Looking back, there were so many warning signs. He was stealing my seizure medication and selling it – when I approached him with my suspicions, he accused me of abusing my meds. I would wake up in the middle of the night and he would be gone (we lived together) and I would have to go out searching for him until he decided to come back. His stories never added up and he made me feel like a worthless human being. I lost my mind when I was in that relationship and I ended up in a psychiatric hospital due to a suicide attempt that December. Those moments were heartbreaking, but they also changed my life.
When I was admitted to the hospital, the guy I was with relapsed and went to prison for parole violation.
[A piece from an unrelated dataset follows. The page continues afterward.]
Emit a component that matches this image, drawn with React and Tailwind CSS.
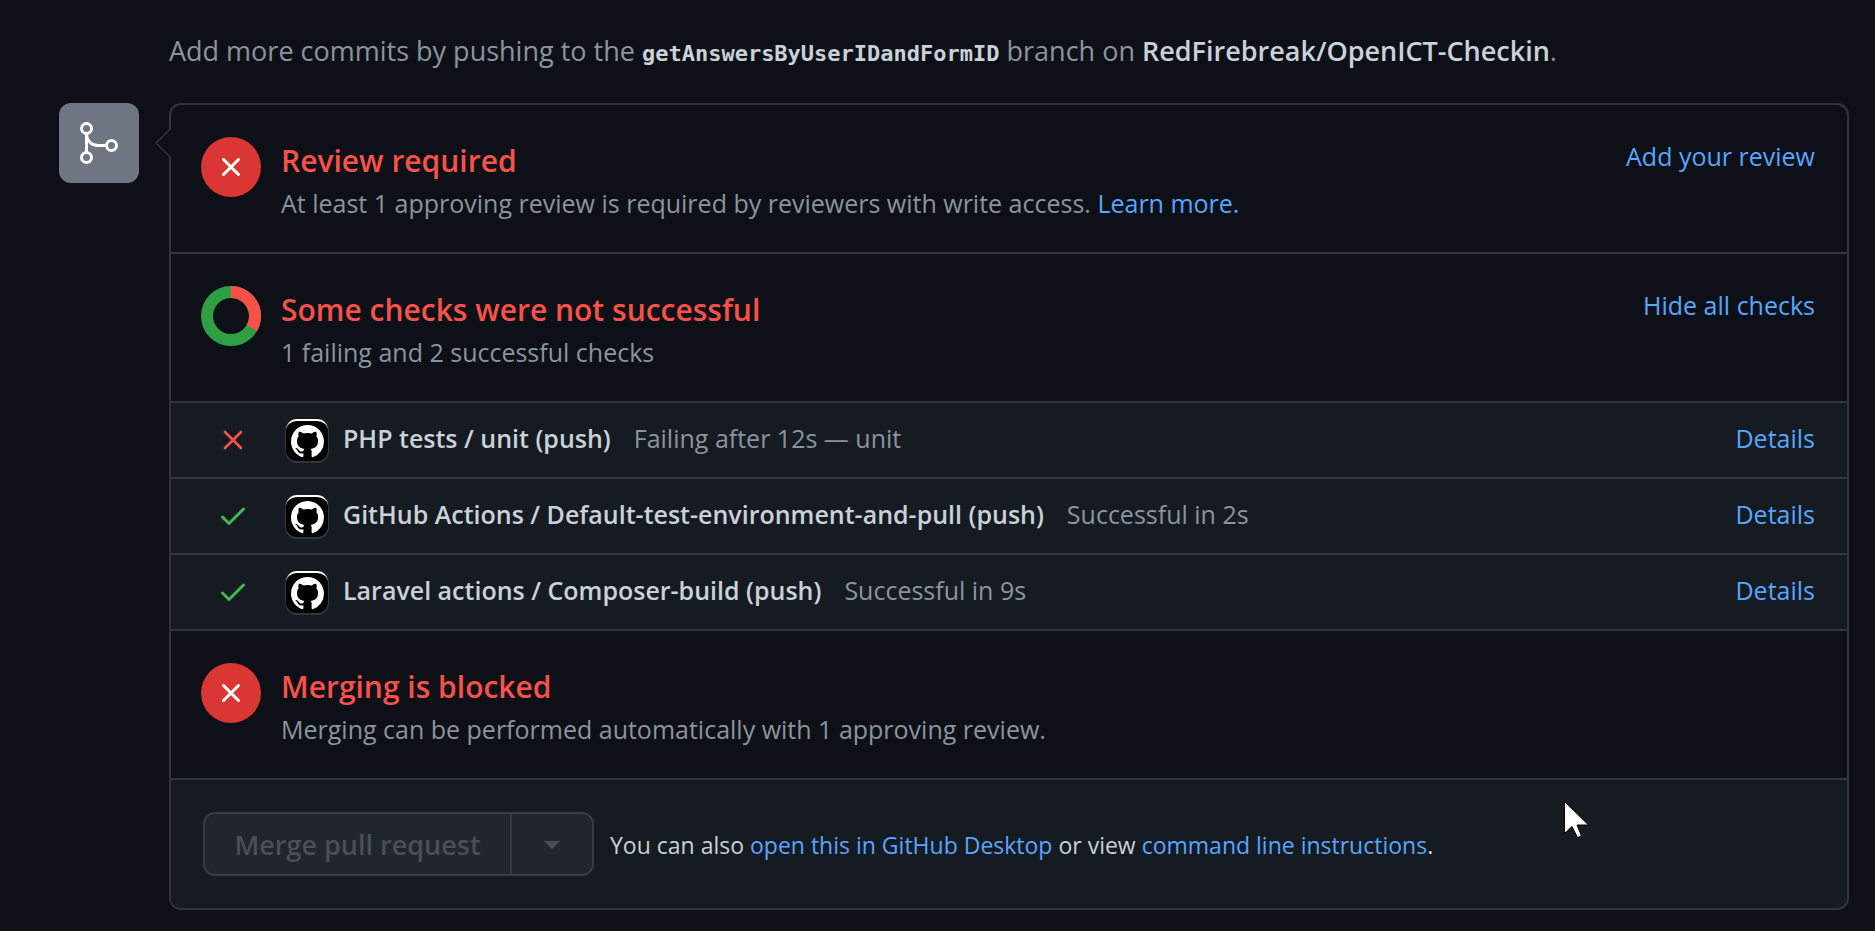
import React from "react";

const checks = [
  { ok: false, name: "PHP tests / unit (push)", status: "Failing after 12s — unit" },
  { ok: true, name: "GitHub Actions / Default-test-environment-and-pull (push)", status: "Successful in 2s" },
  { ok: true, name: "Laravel actions / Composer-build (push)", status: "Successful in 9s" },
];

function Link({ className = "", children }) {
  return (
    <a href="#" className={`text-[#58a6ff] hover:underline ${className}`}>
      {children}
    </a>
  );
}

function MergeIcon() {
  return (
    <svg width="48" height="48" viewBox="0 0 48 48" fill="none" stroke="#fff" strokeWidth="3" aria-hidden="true">
      <circle cx="11.5" cy="9.5" r="5" />
      <circle cx="11.5" cy="38.5" r="5" />
      <circle cx="36.5" cy="26.5" r="5" />
      <path d="M11.5 14.5v19M11.5 15c0 6.5 5 11.5 11.5 11.5h8.5" />
    </svg>
  );
}

function BlockedIcon() {
  return (
    <span className="flex size-[60px] shrink-0 items-center justify-center rounded-full bg-[#da3633]">
      <svg width="20" height="20" viewBox="0 0 20 20" stroke="#fff" strokeWidth="3" strokeLinecap="round" aria-hidden="true">
        <path d="M2.5 2.5l15 15M17.5 2.5l-15 15" />
      </svg>
    </span>
  );
}

function ChecksDonut() {
  return (
    <svg width="60" height="60" viewBox="0 0 60 60" fill="none" strokeWidth="12" className="shrink-0" aria-hidden="true">
      <circle cx="30" cy="30" r="24" stroke="#2ea043" />
      <path d="M30 6A24 24 0 0 1 50.78 42" stroke="#f85149" />
    </svg>
  );
}

function StatusIcon({ ok }) {
  return ok ? (
    <svg width="26" height="20" viewBox="0 0 26 20" fill="none" stroke="#3fb950" strokeWidth="3" strokeLinecap="round" strokeLinejoin="round" aria-hidden="true">
      <path d="M2.5 11l6.5 6.5L23.5 3" />
    </svg>
  ) : (
    <svg width="26" height="20" viewBox="0 0 26 20" fill="none" stroke="#f85149" strokeWidth="2.6" strokeLinecap="round" aria-hidden="true">
      <path d="M5 2l16 16M21 2L5 18" />
    </svg>
  );
}

function GitHubAvatar() {
  return (
    <span className="flex size-[42px] shrink-0 items-center justify-center rounded-[11px] border-t-2 border-white bg-black shadow-[0_1px_0_1px_#30363d]">
      <svg width="33" height="33" viewBox="0 0 16 16" fill="#fff" aria-hidden="true">
        <path d="M8 0C3.58 0 0 3.58 0 8c0 3.54 2.29 6.53 5.47 7.59.4.07.55-.17.55-.38 0-.19-.01-.82-.01-1.49-2.01.37-2.53-.49-2.69-.94-.09-.23-.48-.94-.82-1.13-.28-.15-.68-.52-.01-.53.63-.01 1.08.58 1.23.82.72 1.21 1.87.87 2.33.66.07-.52.28-.87.51-1.07-1.78-.2-3.64-.89-3.64-3.95 0-.87.31-1.59.82-2.15-.08-.2-.36-1.02.08-2.12 0 0 .67-.21 2.2.82.64-.18 1.32-.27 2-.27s1.36.09 2 .27c1.53-1.04 2.2-.82 2.2-.82.44 1.1.16 1.92.08 2.12.51.56.82 1.27.82 2.15 0 3.07-1.87 3.75-3.65 3.95.29.25.54.73.54 1.48 0 1.07-.01 1.93-.01 2.2 0 .21.15.46.55.38A8.013 8.013 0 0 0 16 8c0-4.42-3.58-8-8-8z" />
      </svg>
    </span>
  );
}

function Section({ icon, title, action, children }) {
  return (
    <section className="flex items-start gap-5 border-b-2 border-[#30363d] pt-8 pr-8 pb-[31px] pl-[30px]">
      {icon}
      <div className="min-w-0 flex-1">
        <h2 className="text-[30px] leading-[48px] font-semibold text-[#f85149]">{title}</h2>
        <p className="text-[25px] leading-9 text-[#8b949e]">{children}</p>
      </div>
      {action && <Link className="text-[25px] leading-[38px] whitespace-nowrap">{action}</Link>}
    </section>
  );
}

export default function App() {
  return (
    <main className="min-h-screen bg-[#0d1117] pt-[30px] pr-[26px] pb-[22px] pl-[59px] font-['Open_Sans',sans-serif] text-[#c9d1d9]">
      <p className="mb-[31px] pl-[110px] text-[27px] leading-[42px] text-[#8b949e]">
        Add more commits by pushing to the{" "}
        <strong className="font-['DejaVu_Sans_Mono',monospace] text-[22px] leading-none font-bold text-[#c9d1d9]">getAnswersByUserIDandFormID</strong>{" "}
        branch on <strong className="font-semibold text-[#c9d1d9]">RedFirebreak/OpenICT-Checkin</strong>.
      </p>

      <div className="flex items-start gap-[30px]">
        <span className="flex size-20 shrink-0 items-center justify-center rounded-xl bg-[#6e7681]">
          <MergeIcon />
        </span>

        <div className="relative min-w-0 flex-1 rounded-xl border-2 border-[#30363d]">
          <svg className="absolute top-[23px] -left-4" width="16" height="30" viewBox="0 0 16 30" aria-hidden="true">
            <path d="M16 0.5L1 15l15 14.5z" fill="#0d1117" />
            <path d="M15.5 0.8L1 15l14.5 14.2" fill="none" stroke="#30363d" strokeWidth="1.3" />
          </svg>

          <Section icon={<BlockedIcon />} title="Review required" action="Add your review">
            At least 1 approving review is required by reviewers with write access. <Link>Learn more.</Link>
          </Section>

          <Section icon={<ChecksDonut />} title="Some checks were not successful" action="Hide all checks">
            1 failing and 2 successful checks
          </Section>

          <ul>
            {checks.map((check) => (
              <li key={check.name} className="flex items-start border-b-2 border-[#30363d] bg-[#161b22] py-4 pr-8 pl-[49px] text-[25px] leading-[38px]">
                <span className="flex items-center gap-10">
                  <StatusIcon ok={check.ok} />
                  <GitHubAvatar />
                </span>
                <strong className="ml-[15px] font-semibold">{check.name}</strong>
                <span className="ml-[23px] flex-1 text-[#8b949e]">{check.status}</span>
                <Link>Details</Link>
              </li>
            ))}
          </ul>

          <Section icon={<BlockedIcon />} title="Merging is blocked">
            Merging can be performed automatically with 1 approving review.
          </Section>

          <footer className="flex items-center gap-4 rounded-b-[10px] bg-[#161b22] p-8">
            <div className="flex h-16 shrink-0 rounded-xl border-2 border-[#363b42] bg-[#21262d]">
              <button type="button" disabled className="w-[307px] border-r-2 border-[#363b42] pt-0.5 text-[27px] font-semibold whitespace-nowrap text-[#484f58]">
                Merge pull request
              </button>
              <button type="button" disabled aria-label="Select merge method" className="flex w-20 items-center justify-center pt-0.5">
                <svg width="16" height="8" viewBox="0 0 16 8" fill="#484f58" aria-hidden="true">
                  <path d="M0 0h16L8 8z" />
                </svg>
              </button>
            </div>
            <p className="pt-0.5 text-[23px] leading-9">
              You can also <Link>open this in GitHub Desktop</Link> or view <Link>command line instructions</Link>.
            </p>
          </footer>
        </div>
      </div>

      <svg className="pointer-events-none absolute top-[801px] left-[1564px]" width="26" height="38" viewBox="0 0 26 38" aria-hidden="true">
        <path d="M0.5 0.5v32l7.5-7 5.5 11 4-1.5L13 24h11.5z" fill="#fff" stroke="#000" strokeWidth="1" />
      </svg>
    </main>
  );
}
I now know that was the best thing that could have happened to me at that point. It was just the thing I needed to wake me up and get me out of that situation.
This is when I starting hanging out with Blake (my husband). We worked together for a while, but I was in a relationship at the time. After I got home from the hospital and eventually went back to work, we became friends. I told myself that I wasn’t ready for another relationship, so we just stayed friends for a while. But then we fell in love, I went to nursing school, we got married, and the rest is history.
For a while I was angry. I didn’t understand why I had to experience the things that I did. I thought about how “unfair” it was and wondered why God would let something like that relationship happen in my life. I did a lot of “why me?” thinking.
As my relationship with my now-husband blossomed, I realized why I went through the emotionally abusive relationship that tore me apart. It’s because those bad days and bad experiences make me appreciate my husband and what we have so much more. My husband is such a kind man and if it weren’t for my relationship with my ex, I don’t think I would have appreciated my husband the way he deserves.
I wish my ex all of the happiness and health in the world. Just because he is/was an addict doesn’t mean that he is a bad person. But I will say that I am so incredibly grateful that the chapter in my life that included him is long gone. I learned so much about people and myself during that relationship. I have decided that instead of dwelling on the terrible and scary parts of life, I will focus on what I learned from the experience and how I have grown from the challenges that arise.
I can’t change what happened in my past, but I can decide how I will use those experiences to better my future.
I hope that you can find the strength within yourself to do the same.